British prime minister Theresa May yesterday (April 10) expressed “deep regret” for a colonial era massacre carried out exactly 100 years ago in the north Indian state of Punjab.
May’s statement in the House of Commons, however, fell short of a full apology for the events of April 13, 1919, when British Indian Army troops led by Colonel Reginald Dyer opened fire on civilians at Jallianwala Bagh in the city of Amritsar. The crime near Sikhism’s holiest shrine, the Golden Temple, left hundreds dead and over 1,200 injured.
“The tragedy of Jallianwala Bagh of 1919 is a shameful scar on British Indian history. As Queen (Elizabeth II) said…in 1997, it is a distressing example of our past history with India,” May said.
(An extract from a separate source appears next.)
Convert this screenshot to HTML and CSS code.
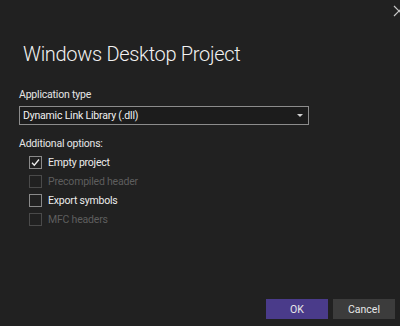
FILE: index.html
```html
<!DOCTYPE html>
<html>
<head>
<meta charset="utf-8">
<link rel="stylesheet" href="styles.css">
</head>
<body>
<div class="dialog">
  <button class="close" aria-label="Close">
    <svg width="12" height="12" viewBox="0 0 12 12"><path d="M1 1L11 11M11 1L1 11" stroke="#c8c8c8" stroke-width="1.2" fill="none"/></svg>
  </button>
  <h1 class="title">Windows Desktop Project</h1>
  <div class="field">
    <label class="label">Application type</label>
    <div class="select">
      <span>Dynamic Link Library (.dll)</span>
      <svg class="caret" width="6" height="4" viewBox="0 0 6 4"><path d="M0 0H6L3 3Z" fill="#d0d0d0"/></svg>
    </div>
  </div>
  <div class="field options">
    <div class="label">Additional options:</div>
    <ul class="checks">
      <li class="check"><span class="box"><svg width="11" height="11" viewBox="0 0 11 11"><path d="M2 5.8L4.3 8.2L9 2.5" stroke="#f0f0f0" stroke-width="1.3" fill="none"/></svg></span>Empty project</li>
      <li class="check disabled"><span class="box"></span>Precompiled header</li>
      <li class="check"><span class="box"></span>Export symbols</li>
      <li class="check disabled"><span class="box"></span>MFC headers</li>
    </ul>
  </div>
  <div class="footer">
    <button class="btn primary">OK</button>
    <button class="btn">Cancel</button>
  </div>
</div>
</body>
</html>
```
FILE: styles.css
```css
* { box-sizing: border-box; }
html, body { margin: 0; padding: 0; }
body {
  background: #212121;
  font-family: "Roboto", "Noto Sans", sans-serif;
  color: #e6e6e6;
}
.dialog {
  position: relative;
  width: 400px;
  height: 326px;
  display: flex;
  flex-direction: column;
  padding: 0 5px 7px 19px;
}
.close {
  position: absolute;
  top: 5px;
  right: -5px;
  border: 0;
  background: none;
  padding: 0;
  width: 12px;
  height: 12px;
  display: flex;
}
.title {
  margin: 39px 0 0 4px;
  font-weight: 300;
  font-size: 20px;
  letter-spacing: -0.3px;
  line-height: 30px;
  color: #f2f2f2;
}
.field { margin-top: 19px; }
.label {
  display: block;
  font-size: 10.5px;
  letter-spacing: -0.2px;
  line-height: 14px;
  color: #e6e6e6;
}
.select {
  margin-top: 4px;
  width: 290px;
  height: 19px;
  border: 1px solid #8c8c8c;
  background: #1c1c1c;
  display: flex;
  align-items: center;
  justify-content: space-between;
  padding: 0 5px 0 3px;
  font-size: 10.5px;
  letter-spacing: -0.2px;
  color: #f0f0f0;
}
.options { margin-top: 12px; }
.checks {
  list-style: none;
  margin: 5px 0 0 0;
  padding: 0 0 0 10px;
  display: flex;
  flex-direction: column;
  gap: 6px;
}
.check {
  display: flex;
  align-items: center;
  gap: 6px;
  font-size: 10.5px;
  letter-spacing: -0.2px;
  line-height: 13px;
  color: #ececec;
}
.box {
  width: 13px;
  height: 13px;
  border: 1px solid #8a8a8a;
  display: flex;
  align-items: center;
  justify-content: center;
}
.disabled { color: #5e5e5e; }
.disabled .box { border-color: #4a4a4a; }
.footer {
  margin-top: auto;
  display: flex;
  justify-content: flex-end;
  gap: 5px;
}
.btn {
  width: 62px;
  height: 20px;
  border: 0;
  padding: 0;
  background: #3c3c3c;
  color: #e8e8e8;
  font-family: inherit;
  font-size: 10.5px;
}
.btn.primary { background: #4a3b8a; }
```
In the centenary year of the massacre, a section of Indian-origin British parliamentarians have been pushing the UK government to issue a formal apology.
“It is clear that there needs to be a formal apology from the United Kingdom government that accepts and acknowledges their part in the massacre,” Preet Kaur Gill of the opposition Labour Party said during the debate in the House of Commons. “This is the right time for the prime minister to publicly apologise,” added Virendra Sharma, her fellow member of parliament and party colleague.
Yet, such hopes may not lead to any change in stance before the centenary anniversary of the Jallianwala Bagh massacre this Saturday, being marked across Britain. During the debate in parliament, the UK foreign office minister, Mark Field, pointed to the “financial implications of making an apology.”
May’s statement, too, merely echoes similar sentiments expressed by her predecessors. During a visit to Punjab in February 2013, the then British prime minister David Cameron described the bloodbath as a “deeply shameful event in British history.”
At the time, many had pointed to Cameron’s double standards. In 2010, the Conservative Party leader had tendered an apology for the excesses of British troops on “Bloody Sunday” (1972) in Northern Ireland. Again, in 2013, Cameron admitted his country’s accountability in the Mau Mau uprising in Kenya in the 1950s.
The colonial excess perpetrated in India, still being remembered a century later is testimony to the fact that it was among history’s great tragedies.
How it unfolded
April 13, 1919 in Punjab was Baisakhi day, the spring festival that marks the new year. The weeks preceding were tumultuous as many had heeded the call by leaders of the Indian freedom struggle to protest the Rowlatt Act, passed a month earlier.
The law suspended civil liberties and allowed for trial of political prisoners without a jury. The Act was recommended by the Justice Rowlatt committee following an inquiry into alleged revolutionary conspiracies in India. Protests against the Act had led to the arrest of Independence leaders and thousands had gathered at Jallianwala Bagh (a walled garden) on Baisakhi to express their resentment.
At the time, Colonel Dyer, who was charged with maintaining law and order in the city by the Lieutenant Governor Michael O’Dwyer, had imposed a curfew.
On the fateful day, Dyer’s troops arrived at Jallianwala Bagh and, after sealing the main exit, fired 1,650 rounds at the unarmed protesters—men, women, and children—for 10 minutes without warning. The firing stopped only when the troops ran out of ammunition. Official estimates place the number of dead at 379, while the real numbers were said to be three times that.
Despite the national upheaval following the incident, Dyer’s actions were endorsed by O’Dwyer, who, some historians say, was the brain behind the massacre.
While Dyer died a natural death in 1927, O’Dwyer was shot and killed in London by the Indian revolutionary Udham Singh in 1940. Singh was among the survivors of the massacre. Convicted and sentenced to death, he was hanged on July 31, 1940, in Britain.
It has been said that Britain’s grip over India began to loosen after the Jallianwala Bagh massacre. It gave a new shape and sense of urgency to the Independence movement.
Pressure from around the world and within India, forced the British to set up a court of inquiry against Dyer. The court merely relieved him of his command and forced him to resign.
“General Dyer was vigorously defended by—I say this with shame—the Conservative Party, as well as most of the military establishment. He evaded any penalties post inquiry, as his military superiors advised that they could find no fault with his actions, his orders, or his conduct otherwise,” said Bob Blackman the Conservative Party MP who opened the debate in the House of Commons on Wednesday.
The massacre remains an emotive issue in Punjab to this day. The state assembly had in February this year unanimously passed a resolution to urge the central government to seek a formal apology from the British for the massacre.
Pending an apology, it is clear why even a 100 years is not enough for the scars of history to fade.